The covenant excludes everyone from the marriage itself, but the blessing of that covenant spills over to everyone around it.
This may also explain why a wedding celebration at Cana is where Jesus first chooses to reveal His divine nature.
His first miracle does not occur in a temple, nor before kings or religious leaders.
It occurs at a wedding.
In the middle of a covenant celebration, water becomes wine.
The miracle serves not only as a revelation of Christ's divinity, but as a foreshadowing of a new covenant through which God's blessing will flow into the world.
The prophets describe God's relationship with His people through the language of covenant fidelity.
Jesus consistently undergirds the institution of marriage and elevates the dignity of women in a culture that would prefer to see women as powerless.

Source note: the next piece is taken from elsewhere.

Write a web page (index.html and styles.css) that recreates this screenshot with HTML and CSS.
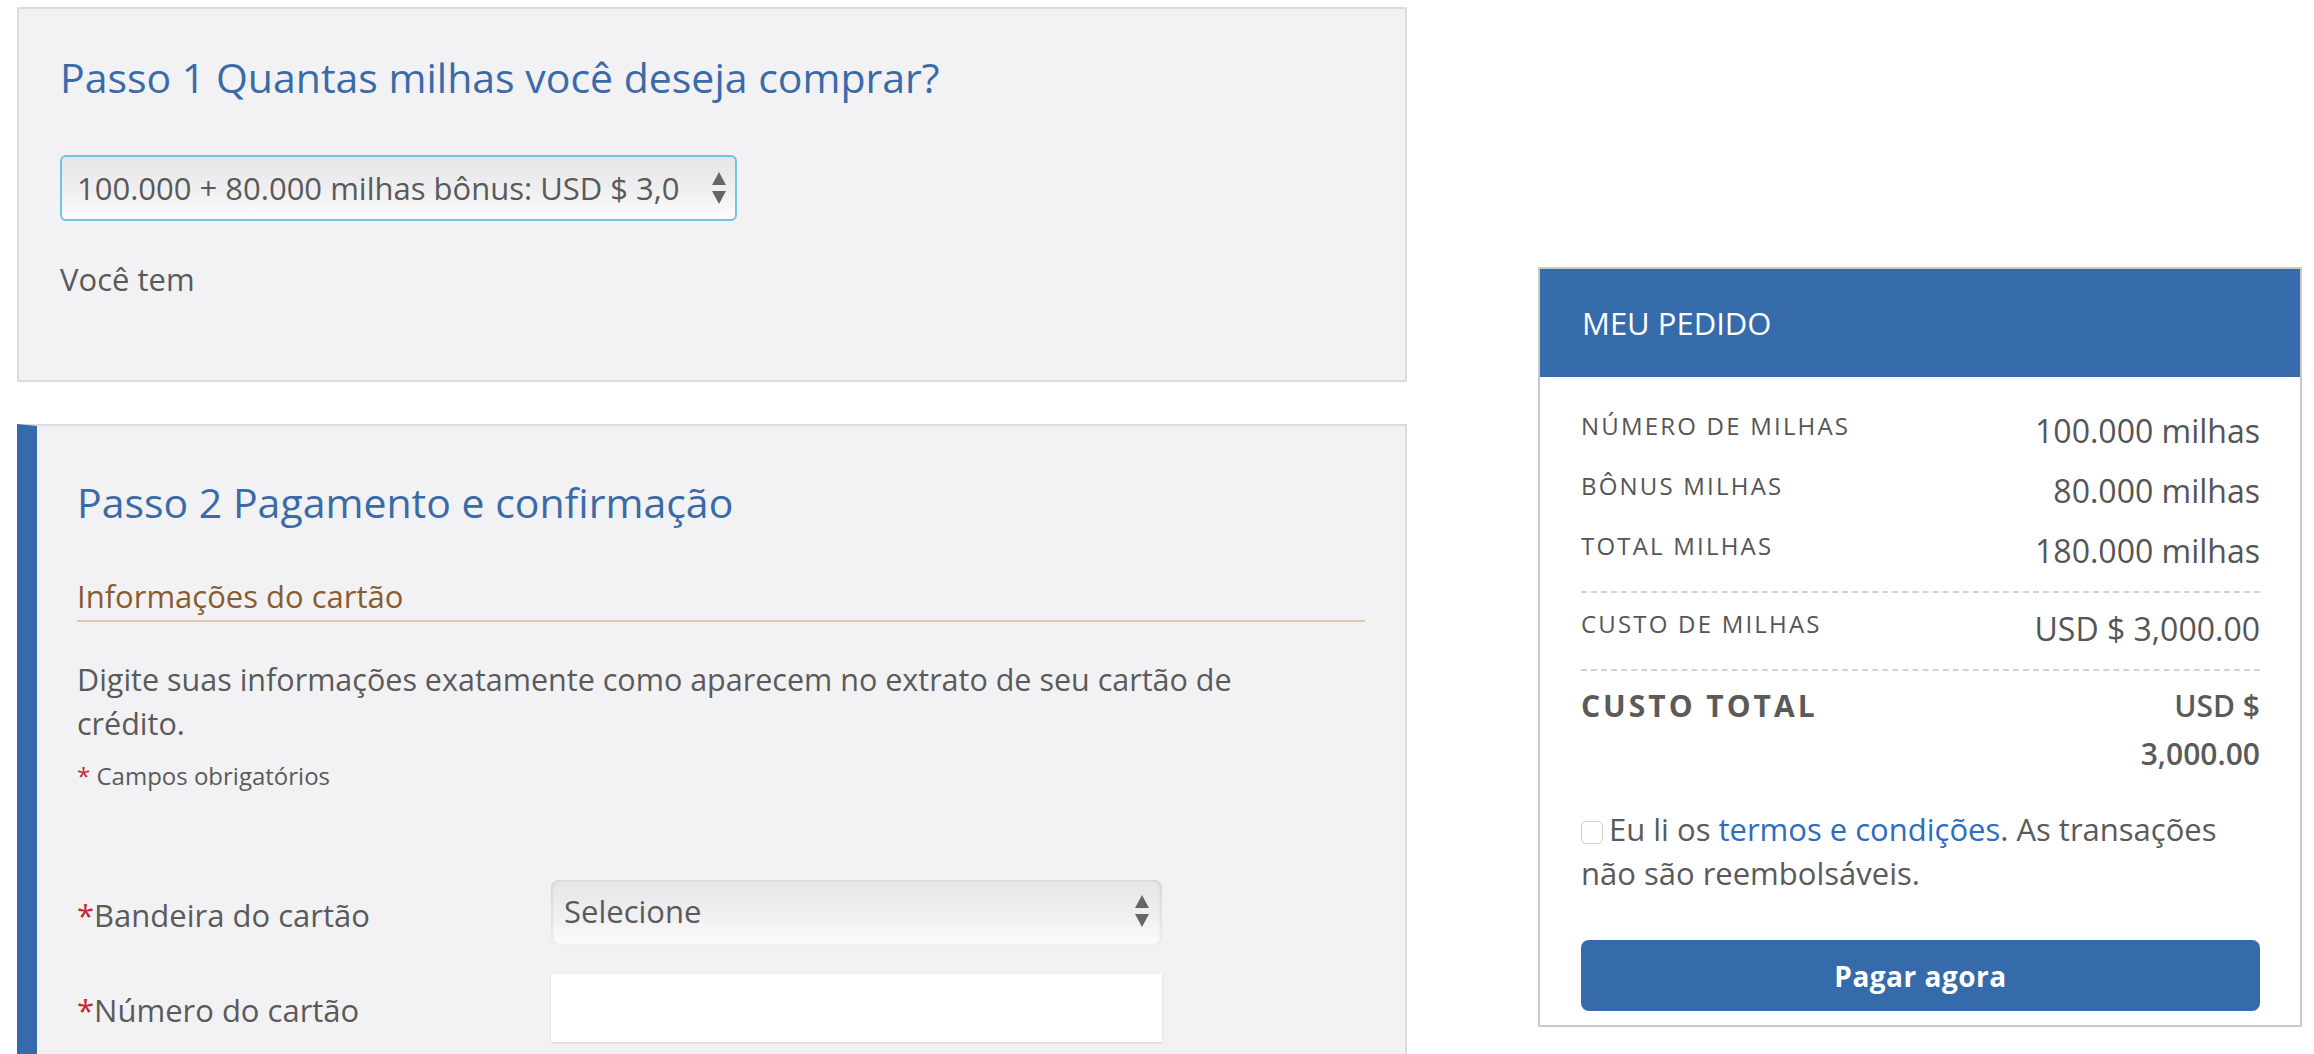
FILE: index.html
```html
<!DOCTYPE html>
<html lang="pt-BR">
<head>
<meta charset="utf-8">
<title>Comprar milhas</title>
<link rel="stylesheet" href="styles.css">
</head>
<body>
<div class="page">
  <div class="main-col">
    <section class="step step-one">
      <h2 class="step-title">Passo 1 Quantas milhas você deseja comprar?</h2>
      <div class="fake-select focused">
        <span class="fake-select-text">100.000 + 80.000 milhas bônus: USD $ 3,0</span>
        <svg class="arrows" width="16" height="36" viewBox="0 0 16 36"><polygon points="8,2 15,15 1,15" fill="#666"/><polygon points="1,21 15,21 8,34" fill="#666"/></svg>
      </div>
      <p class="you-have">Você tem</p>
    </section>

    <section class="step step-two">
      <h2 class="step-title">Passo 2 Pagamento e confirmação</h2>
      <h3 class="sub-title">Informações do cartão</h3>
      <p class="intro">Digite suas informações exatamente como aparecem no extrato de seu cartão de crédito.</p>
      <p class="required-note"><span class="req">*</span> Campos obrigatórios</p>

      <div class="form-row row-brand">
        <label class="form-label"><span class="req">*</span>Bandeira do cartão</label>
        <div class="fake-select plain">
          <span class="fake-select-text">Selecione</span>
          <svg class="arrows" width="16" height="36" viewBox="0 0 16 36"><polygon points="8,2 15,15 1,15" fill="#666"/><polygon points="1,21 15,21 8,34" fill="#666"/></svg>
        </div>
      </div>
      <div class="form-row row-number">
        <label class="form-label"><span class="req">*</span>Número do cartão</label>
        <div class="text-input"></div>
      </div>
    </section>
  </div>

  <aside class="order">
    <div class="order-head">MEU PEDIDO</div>
    <div class="order-body">
      <div class="line"><span class="line-label">NÚMERO DE MILHAS</span><span class="line-value">100.000 milhas</span></div>
      <div class="line"><span class="line-label">BÔNUS MILHAS</span><span class="line-value">80.000 milhas</span></div>
      <div class="line"><span class="line-label">TOTAL MILHAS</span><span class="line-value">180.000 milhas</span></div>
      <div class="dash"></div>
      <div class="line"><span class="line-label">CUSTO DE MILHAS</span><span class="line-value">USD $ 3,000.00</span></div>
      <div class="dash dash-second"></div>
      <div class="line total"><span class="line-label">CUSTO TOTAL</span><span class="line-value">USD $ 3,000.00</span></div>
      <p class="terms"><span class="checkbox"></span>Eu li os <a class="link" href="#">termos e condições</a>. As transações não são reembolsáveis.</p>
      <button class="pay" type="button">Pagar agora</button>
    </div>
  </aside>
</div>
</body>
</html>
```

FILE: styles.css
```css
* { box-sizing: border-box; }

html, body {
  margin: 0;
  padding: 0;
  background: #ffffff;
  font-family: "Open Sans", "Noto Sans", "DejaVu Sans", sans-serif;
  color: #5a5a5a;
  overflow: hidden;
}

.page {
  display: flex;
  align-items: flex-start;
  padding: 7px 0 0 17px;
  width: 2314px;
}

.main-col {
  width: 1390px;
  display: flex;
  flex-direction: column;
  gap: 42px;
}

.step {
  background: #f2f2f4;
  border: 2px solid #dcdcde;
  padding: 0 40px 0 41px;
}

.step-one {
  height: 375px;
  padding-top: 40px;
}

.step-two {
  border-left: 20px solid #356aab;
  padding-left: 40px;
  padding-top: 48px;
  height: 700px;
}

.step-title {
  margin: 0;
  font-weight: 400;
  font-size: 41px;
  line-height: 56px;
  color: #3a6ba8;
}

.fake-select {
  display: flex;
  align-items: center;
  justify-content: space-between;
  background: linear-gradient(#e6e6e8, #f0f0f2 55%, #fcfcfc);
  color: #5a5a5a;
  white-space: nowrap;
}

.fake-select.focused {
  margin-top: 50px;
  width: 677px;
  height: 66px;
  border: 2px solid #6ec4ec;
  border-radius: 6px;
  padding: 0 8px 0 15px;
  font-size: 31px;
}

.fake-select.plain {
  width: 611px;
  height: 65px;
  border-radius: 8px;
  padding: 0 12px 4px 13px;
  font-size: 31px;
  box-shadow: inset 2px 0 3px rgba(0,0,0,0.08), inset -2px 0 3px rgba(0,0,0,0.08);
}

.arrows { flex: none; }

.you-have {
  margin: 38px 0 0;
  font-size: 31px;
  line-height: 40px;
}

.sub-title {
  margin: 46px 0 0;
  font-weight: 400;
  font-size: 31px;
  line-height: 40px;
  color: #8b5b30;
  padding-bottom: 4px;
  border-bottom: 2px solid #e2c7aa;
}

.intro {
  margin: 35px 0 0;
  font-size: 30.5px;
  line-height: 44px;
  max-width: 1230px;
}

.required-note {
  margin: 16px 0 0;
  font-size: 24px;
  line-height: 30px;
}

.req { color: #c3262c; }

.form-row {
  display: flex;
  align-items: center;
}

.row-brand { margin-top: 89px; }
.row-number { margin-top: 29px; }

.form-label {
  width: 474px;
  font-size: 31px;
  line-height: 40px;
  padding-top: 4px;
}

.text-input {
  width: 611px;
  height: 68px;
  background: #ffffff;
  box-shadow: 0 1px 2px rgba(0,0,0,0.12);
}

/* order summary */
.order {
  margin-left: 131px;
  margin-top: 260px;
  width: 764px;
  border: 2px solid #c9c9c9;
  background: #ffffff;
}

.order-head {
  background: #356bab;
  color: #ffffff;
  height: 108px;
  display: flex;
  align-items: center;
  padding: 0 42px;
  font-size: 31px;
  font-weight: 400;
}

.order-body {
  padding: 34px 40px 14px 41px;
}

.line {
  display: flex;
  justify-content: space-between;
  align-items: flex-start;
  margin-bottom: 20px;
}

.line-label {
  font-size: 24px;
  line-height: 30px;
  letter-spacing: 2.2px;
  color: #555;
}

.line-value {
  font-size: 32px;
  line-height: 40px;
  color: #555;
  text-align: right;
}

.dash {
  border-top: 2px dashed #d2d2d2;
  margin: 2px 0 16px;
}

.dash-second { margin: 4px 0 11px; }

.line.total { margin-bottom: 0; }

.line.total .line-label {
  font-size: 30px;
  line-height: 48px;
  font-weight: 700;
  letter-spacing: 3px;
  color: #5a5a5a;
}

.line.total .line-value {
  width: 190px;
  font-size: 30px;
  line-height: 48px;
  font-weight: 600;
  color: #5a5a5a;
}

.terms {
  margin: 29px 0 0;
  font-size: 31px;
  line-height: 44px;
  color: #5a5a5a;
  max-width: 665px;
}

.checkbox {
  display: inline-block;
  width: 22px;
  height: 23px;
  border: 1.5px solid #cfcfcf;
  border-radius: 5px;
  background: #fff;
  margin-right: 6px;
  vertical-align: -3px;
}

.link {
  color: #2d6cbf;
  text-decoration: none;
}

.pay {
  display: block;
  width: 100%;
  margin-top: 45px;
  height: 71px;
  border: 0;
  border-radius: 8px;
  background: #356bab;
  color: #ffffff;
  font-family: "Open Sans", "Noto Sans", sans-serif;
  font-size: 28px;
  font-weight: 700;
  letter-spacing: 0.5px;
}
```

Paul calls husbands to love sacrificially, not rule selfishly—to love their wives as Christ loved the Church and gave Himself up for her.
The biblical vision of marriage is not built on ownership.
It is built on covenant.
Perhaps that is why marriage remains such a powerful image of God's love.
When a husband and wife continue choosing one another year after year, they proclaim something to the world.
When forgiveness triumphs over resentment.
When commitment outlasts convenience.
When love remains long after lust has cooled.
They bear witness to a deeper reality.
They remind us that we worship a God who does not abandon His promises.
A God who binds Himself to His people.
A God whose faithfulness becomes a blessing to the world.
Marriage is not simply a private arrangement between two people.
It is a living parable.
A small but beautiful picture of the covenant love that holds the universe together.